COVID-19 VS ECONOMIC FORECASTS

The outbreak of coronavirus COVID-19 has turned the first half of the year, at least, on its head.  Avoidance behaviour and China’s extreme isolation measures are both markedly affecting China’s economy and starting to cause disruption to global supply chains.

According to ASB Bank’s quarterly economic forecasts, the most evident impacts for New Zealand are the entry bans for non-residents that have come from or transited through China.  February and March are when nearly a quarter of New Zealand’s annual visitors from China come and normally spend about $400 million. The travel bans have vastly affected the retail, tourism and hospitality trades.

Forestry and seafood are other sectors feeling abrupt drops in demand.

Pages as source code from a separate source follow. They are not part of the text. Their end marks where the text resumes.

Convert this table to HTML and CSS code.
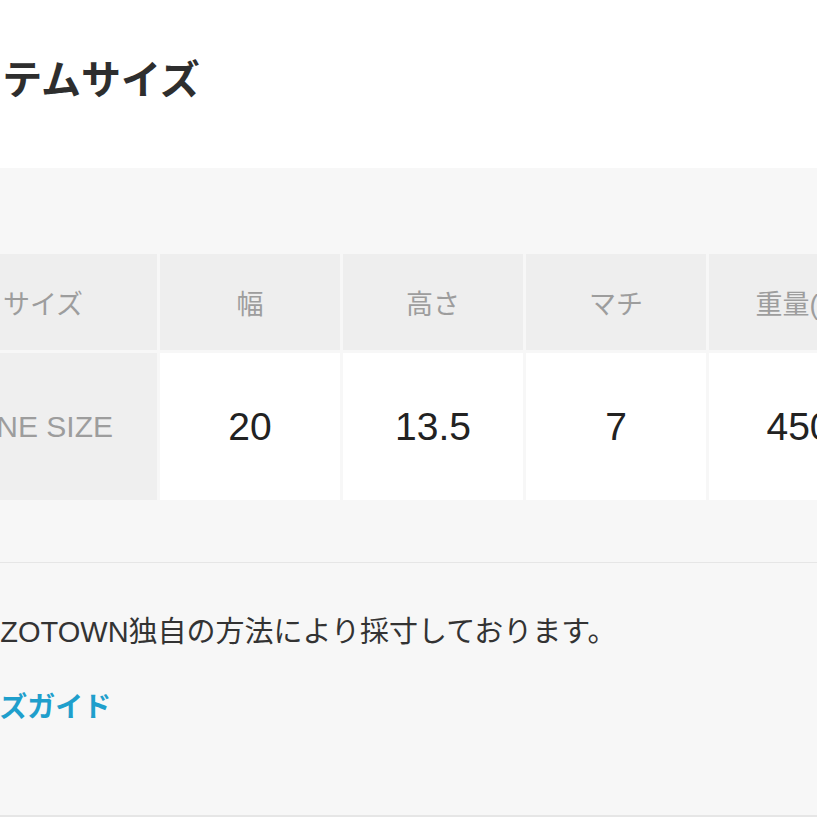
FILE: index.html
```html
<!DOCTYPE html>
<html lang="ja">
<head>
  <meta charset="UTF-8">
  <meta name="viewport" content="width=device-width, initial-scale=1.0">
  <title>アイテムサイズ</title>
  <link rel="stylesheet" href="styles.css">
</head>
<body>
  <div class="page">
    <!-- 見出し -->
    <h2 class="section-title">アイテムサイズ</h2>

    <!-- サイズ表エリア -->
    <div class="size-panel">
      <table class="size-table">
        <thead>
          <tr>
            <th class="col-label">サイズ</th>
            <th>幅</th>
            <th>高さ</th>
            <th>マチ</th>
            <th>重量(g)</th>
          </tr>
        </thead>
        <tbody>
          <tr>
            <th class="col-label">ONE SIZE</th>
            <td>20</td>
            <td>13.5</td>
            <td>7</td>
            <td>450</td>
          </tr>
        </tbody>
      </table>

      <hr class="divider">

      <p class="size-note">ZOZOTOWN独自の方法により採寸しております。</p>
      <a class="size-guide" href="#">サイズガイド</a>
    </div>
  </div>
</body>
</html>
```

FILE: styles.css
```css
html, body {
  margin: 0;
  padding: 0;
  background: #fff;
  overflow: hidden;
}
body {
  font-family: "Liberation Sans", "Noto Sans CJK JP", sans-serif;
  color: #333;
}
/* 画面の左端が切れているので全体を左へずらす */
.page {
  margin-left: -74px;
  width: 1000px;
}
/* 見出し */
.section-title {
  margin: 56px 0 64px -1px;
  font-size: 40px;
  line-height: 48px;
  font-weight: 700;
  color: #2e2e2e;
}
/* グレーのパネル */
.size-panel {
  background: #f7f7f7;
  padding: 83px 0 87px;
  border-bottom: 2px solid #e6e6e6;
}
/* サイズ表 */
.size-table {
  border-collapse: separate;
  border-spacing: 3px;
}
.size-table th,
.size-table td {
  width: 180px;
  padding: 0;
  text-align: center;
  vertical-align: middle;
}
.size-table thead th {
  height: 96px;
  background: #eee;
  color: #9d9d9d;
  font-size: 27px;
  font-weight: 400;
}
.size-table tbody th,
.size-table tbody td {
  height: 147px;
}
.size-table .col-label {
  width: 228px;
}
.size-table tbody th {
  background: #efefef;
  color: #9d9d9d;
  font-size: 30px;
  font-weight: 400;
}
.size-table tbody td {
  background: #fff;
  color: #222;
  font-size: 39px;
}
/* 区切り線 */
.divider {
  margin: 59px 0 0;
  border: 0;
  border-top: 1px solid #e6e6e6;
}
/* 注記 */
.size-note {
  margin: 49px 0 0 34px;
  font-size: 29px;
  line-height: 40px;
  color: #333;
}
.size-guide {
  display: block;
  margin: 36px 0 0 18px;
  font-size: 28px;
  line-height: 40px;
  font-weight: 700;
  color: #1f9fcc;
  text-decoration: none;
}
```
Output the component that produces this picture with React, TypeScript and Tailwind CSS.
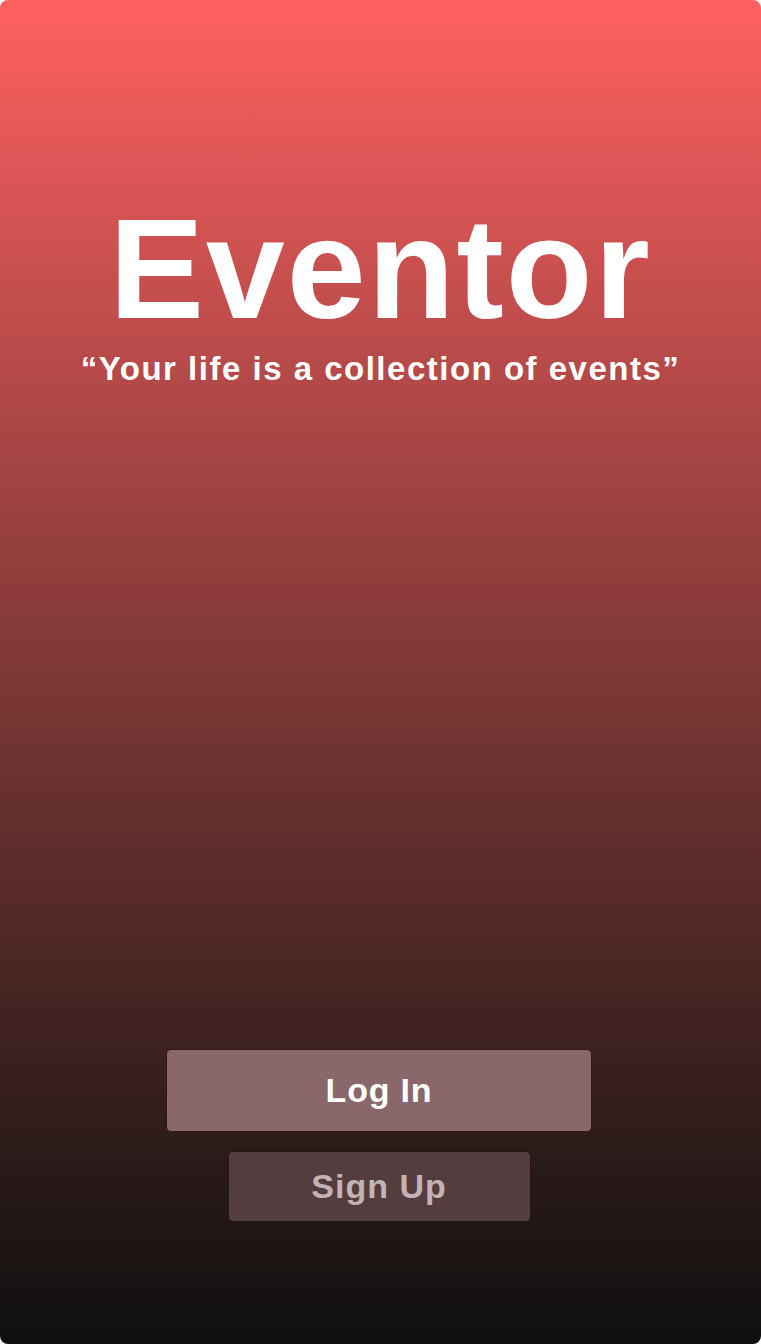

China’s role as the world’s factory is meaning some retailers are now struggling to replace stock.  Some factories outside of China that are dependent on Chinese-made parts are being idled.

Where to from here?  The impact of viral outbreaks tends to be sharp but also short.  The working assumption sees economic growth grinding to a halt in early 2020 but rebounding over the second half of the year.  Only time will tell if the ‘short’ part of that assumption is right.

ASB has advised that businesses should be vigilant for shifts in demand patterns, check-in with key suppliers to understand their exposures to Chinese-sourced products, and map out alternative customers or suppliers if practical.  For anybody heavily affected, talking to their bank sooner rather than later will keep open more options for sustaining through the disruption.

The disruption from the virus will eventually settle.  That will be an opportune time to review or develop contingency planning for a range of business risks and consider the benefit and costs of diversifying export markets and suppliers.